• **WHAT THIS TASK INVOLVES**: Write out all the lines again, precisely as they stand, but without the images.

• **LISTING**:
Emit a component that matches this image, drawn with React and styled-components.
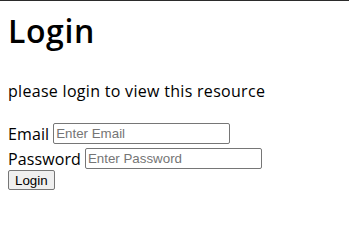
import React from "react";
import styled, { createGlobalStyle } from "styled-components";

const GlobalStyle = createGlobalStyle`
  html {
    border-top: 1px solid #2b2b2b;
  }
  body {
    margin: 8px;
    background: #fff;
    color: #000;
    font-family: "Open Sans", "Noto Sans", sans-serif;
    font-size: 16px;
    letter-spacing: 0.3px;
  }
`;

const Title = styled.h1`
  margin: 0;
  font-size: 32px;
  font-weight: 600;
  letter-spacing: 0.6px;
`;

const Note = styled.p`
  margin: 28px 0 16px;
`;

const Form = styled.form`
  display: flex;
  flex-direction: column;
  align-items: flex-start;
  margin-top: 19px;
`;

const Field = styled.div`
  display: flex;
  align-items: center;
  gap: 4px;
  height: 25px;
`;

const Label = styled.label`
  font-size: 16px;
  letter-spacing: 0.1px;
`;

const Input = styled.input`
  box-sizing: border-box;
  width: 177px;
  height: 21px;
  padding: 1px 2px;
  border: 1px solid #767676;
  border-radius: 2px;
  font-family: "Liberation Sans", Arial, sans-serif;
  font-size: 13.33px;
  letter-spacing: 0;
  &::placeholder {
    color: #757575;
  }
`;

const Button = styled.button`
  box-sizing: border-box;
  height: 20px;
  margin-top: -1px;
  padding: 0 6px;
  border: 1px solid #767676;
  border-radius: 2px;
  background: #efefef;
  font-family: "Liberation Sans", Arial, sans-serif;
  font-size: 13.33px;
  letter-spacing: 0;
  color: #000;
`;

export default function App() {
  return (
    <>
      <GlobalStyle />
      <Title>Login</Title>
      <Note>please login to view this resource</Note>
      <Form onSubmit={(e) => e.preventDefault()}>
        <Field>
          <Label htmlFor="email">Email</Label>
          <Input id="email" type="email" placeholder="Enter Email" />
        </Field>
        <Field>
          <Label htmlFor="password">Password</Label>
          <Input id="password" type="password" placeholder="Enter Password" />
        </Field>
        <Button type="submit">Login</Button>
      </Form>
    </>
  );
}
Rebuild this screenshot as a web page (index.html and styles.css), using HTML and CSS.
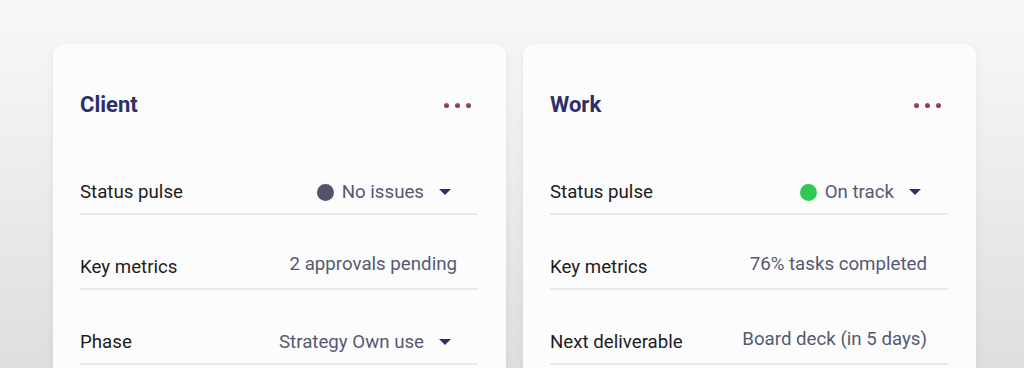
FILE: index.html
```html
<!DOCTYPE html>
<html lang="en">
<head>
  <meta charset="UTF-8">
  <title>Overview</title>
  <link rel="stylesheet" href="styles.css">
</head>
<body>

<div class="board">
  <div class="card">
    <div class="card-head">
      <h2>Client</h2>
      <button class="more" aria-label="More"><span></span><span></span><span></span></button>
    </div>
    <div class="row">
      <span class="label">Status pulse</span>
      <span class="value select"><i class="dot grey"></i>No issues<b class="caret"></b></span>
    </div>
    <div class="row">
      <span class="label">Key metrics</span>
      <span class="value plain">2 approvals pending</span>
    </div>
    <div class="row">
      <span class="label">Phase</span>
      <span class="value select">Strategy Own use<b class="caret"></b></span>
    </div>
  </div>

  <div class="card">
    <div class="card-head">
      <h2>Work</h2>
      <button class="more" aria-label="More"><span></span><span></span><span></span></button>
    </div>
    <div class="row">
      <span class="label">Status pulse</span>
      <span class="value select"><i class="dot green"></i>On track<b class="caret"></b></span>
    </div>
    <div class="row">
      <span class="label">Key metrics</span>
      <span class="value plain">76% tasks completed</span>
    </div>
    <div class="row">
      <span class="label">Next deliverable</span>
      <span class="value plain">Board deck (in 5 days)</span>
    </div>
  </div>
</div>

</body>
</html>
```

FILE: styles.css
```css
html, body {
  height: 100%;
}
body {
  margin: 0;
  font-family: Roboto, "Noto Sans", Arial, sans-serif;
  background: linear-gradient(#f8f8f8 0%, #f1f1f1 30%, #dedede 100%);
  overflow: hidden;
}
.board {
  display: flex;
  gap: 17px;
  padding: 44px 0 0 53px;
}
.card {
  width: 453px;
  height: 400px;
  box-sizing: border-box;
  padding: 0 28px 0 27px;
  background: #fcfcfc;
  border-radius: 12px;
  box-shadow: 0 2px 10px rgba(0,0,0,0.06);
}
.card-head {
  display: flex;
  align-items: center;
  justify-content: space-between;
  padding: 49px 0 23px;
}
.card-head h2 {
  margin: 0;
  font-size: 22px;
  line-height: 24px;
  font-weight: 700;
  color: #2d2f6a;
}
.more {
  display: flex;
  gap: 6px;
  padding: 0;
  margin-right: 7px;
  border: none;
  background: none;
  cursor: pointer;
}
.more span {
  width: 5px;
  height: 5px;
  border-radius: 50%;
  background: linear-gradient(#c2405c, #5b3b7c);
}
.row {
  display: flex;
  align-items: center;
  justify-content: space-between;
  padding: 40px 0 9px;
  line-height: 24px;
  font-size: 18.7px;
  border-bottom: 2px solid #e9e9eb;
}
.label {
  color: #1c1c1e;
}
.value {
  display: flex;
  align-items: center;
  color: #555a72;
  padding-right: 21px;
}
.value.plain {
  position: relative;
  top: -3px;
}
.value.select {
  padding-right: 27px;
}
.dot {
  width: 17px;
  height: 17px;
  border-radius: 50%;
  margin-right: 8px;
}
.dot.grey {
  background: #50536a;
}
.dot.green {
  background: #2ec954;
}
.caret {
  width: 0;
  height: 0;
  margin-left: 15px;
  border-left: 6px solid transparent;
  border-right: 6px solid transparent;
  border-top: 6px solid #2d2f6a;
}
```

• **RESULT OF THIS TASK**:
Emit a component that matches this image, drawn with React and styled-components.
import React from "react";
import styled, { createGlobalStyle } from "styled-components";

const GlobalStyle = createGlobalStyle`
  html {
    border-top: 1px solid #2b2b2b;
  }
  body {
    margin: 8px;
    background: #fff;
    color: #000;
    font-family: "Open Sans", "Noto Sans", sans-serif;
    font-size: 16px;
    letter-spacing: 0.3px;
  }
`;

const Title = styled.h1`
  margin: 0;
  font-size: 32px;
  font-weight: 600;
  letter-spacing: 0.6px;
`;

const Note = styled.p`
  margin: 28px 0 16px;
`;

const Form = styled.form`
  display: flex;
  flex-direction: column;
  align-items: flex-start;
  margin-top: 19px;
`;

const Field = styled.div`
  display: flex;
  align-items: center;
  gap: 4px;
  height: 25px;
`;

const Label = styled.label`
  font-size: 16px;
  letter-spacing: 0.1px;
`;

const Input = styled.input`
  box-sizing: border-box;
  width: 177px;
  height: 21px;
  padding: 1px 2px;
  border: 1px solid #767676;
  border-radius: 2px;
  font-family: "Liberation Sans", Arial, sans-serif;
  font-size: 13.33px;
  letter-spacing: 0;
  &::placeholder {
    color: #757575;
  }
`;

const Button = styled.button`
  box-sizing: border-box;
  height: 20px;
  margin-top: -1px;
  padding: 0 6px;
  border: 1px solid #767676;
  border-radius: 2px;
  background: #efefef;
  font-family: "Liberation Sans", Arial, sans-serif;
  font-size: 13.33px;
  letter-spacing: 0;
  color: #000;
`;

export default function App() {
  return (
    <>
      <GlobalStyle />
      <Title>Login</Title>
      <Note>please login to view this resource</Note>
      <Form onSubmit={(e) => e.preventDefault()}>
        <Field>
          <Label htmlFor="email">Email</Label>
          <Input id="email" type="email" placeholder="Enter Email" />
        </Field>
        <Field>
          <Label htmlFor="password">Password</Label>
          <Input id="password" type="password" placeholder="Enter Password" />
        </Field>
        <Button type="submit">Login</Button>
      </Form>
    </>
  );
}
Rebuild this screenshot as a web page (index.html and styles.css), using HTML and CSS.
FILE: index.html
```html
<!DOCTYPE html>
<html lang="en">
<head>
  <meta charset="UTF-8">
  <title>Overview</title>
  <link rel="stylesheet" href="styles.css">
</head>
<body>

<div class="board">
  <div class="card">
    <div class="card-head">
      <h2>Client</h2>
      <button class="more" aria-label="More"><span></span><span></span><span></span></button>
    </div>
    <div class="row">
      <span class="label">Status pulse</span>
      <span class="value select"><i class="dot grey"></i>No issues<b class="caret"></b></span>
    </div>
    <div class="row">
      <span class="label">Key metrics</span>
      <span class="value plain">2 approvals pending</span>
    </div>
    <div class="row">
      <span class="label">Phase</span>
      <span class="value select">Strategy Own use<b class="caret"></b></span>
    </div>
  </div>

  <div class="card">
    <div class="card-head">
      <h2>Work</h2>
      <button class="more" aria-label="More"><span></span><span></span><span></span></button>
    </div>
    <div class="row">
      <span class="label">Status pulse</span>
      <span class="value select"><i class="dot green"></i>On track<b class="caret"></b></span>
    </div>
    <div class="row">
      <span class="label">Key metrics</span>
      <span class="value plain">76% tasks completed</span>
    </div>
    <div class="row">
      <span class="label">Next deliverable</span>
      <span class="value plain">Board deck (in 5 days)</span>
    </div>
  </div>
</div>

</body>
</html>
```

FILE: styles.css
```css
html, body {
  height: 100%;
}
body {
  margin: 0;
  font-family: Roboto, "Noto Sans", Arial, sans-serif;
  background: linear-gradient(#f8f8f8 0%, #f1f1f1 30%, #dedede 100%);
  overflow: hidden;
}
.board {
  display: flex;
  gap: 17px;
  padding: 44px 0 0 53px;
}
.card {
  width: 453px;
  height: 400px;
  box-sizing: border-box;
  padding: 0 28px 0 27px;
  background: #fcfcfc;
  border-radius: 12px;
  box-shadow: 0 2px 10px rgba(0,0,0,0.06);
}
.card-head {
  display: flex;
  align-items: center;
  justify-content: space-between;
  padding: 49px 0 23px;
}
.card-head h2 {
  margin: 0;
  font-size: 22px;
  line-height: 24px;
  font-weight: 700;
  color: #2d2f6a;
}
.more {
  display: flex;
  gap: 6px;
  padding: 0;
  margin-right: 7px;
  border: none;
  background: none;
  cursor: pointer;
}
.more span {
  width: 5px;
  height: 5px;
  border-radius: 50%;
  background: linear-gradient(#c2405c, #5b3b7c);
}
.row {
  display: flex;
  align-items: center;
  justify-content: space-between;
  padding: 40px 0 9px;
  line-height: 24px;
  font-size: 18.7px;
  border-bottom: 2px solid #e9e9eb;
}
.label {
  color: #1c1c1e;
}
.value {
  display: flex;
  align-items: center;
  color: #555a72;
  padding-right: 21px;
}
.value.plain {
  position: relative;
  top: -3px;
}
.value.select {
  padding-right: 27px;
}
.dot {
  width: 17px;
  height: 17px;
  border-radius: 50%;
  margin-right: 8px;
}
.dot.grey {
  background: #50536a;
}
.dot.green {
  background: #2ec954;
}
.caret {
  width: 0;
  height: 0;
  margin-left: 15px;
  border-left: 6px solid transparent;
  border-right: 6px solid transparent;
  border-top: 6px solid #2d2f6a;
}
```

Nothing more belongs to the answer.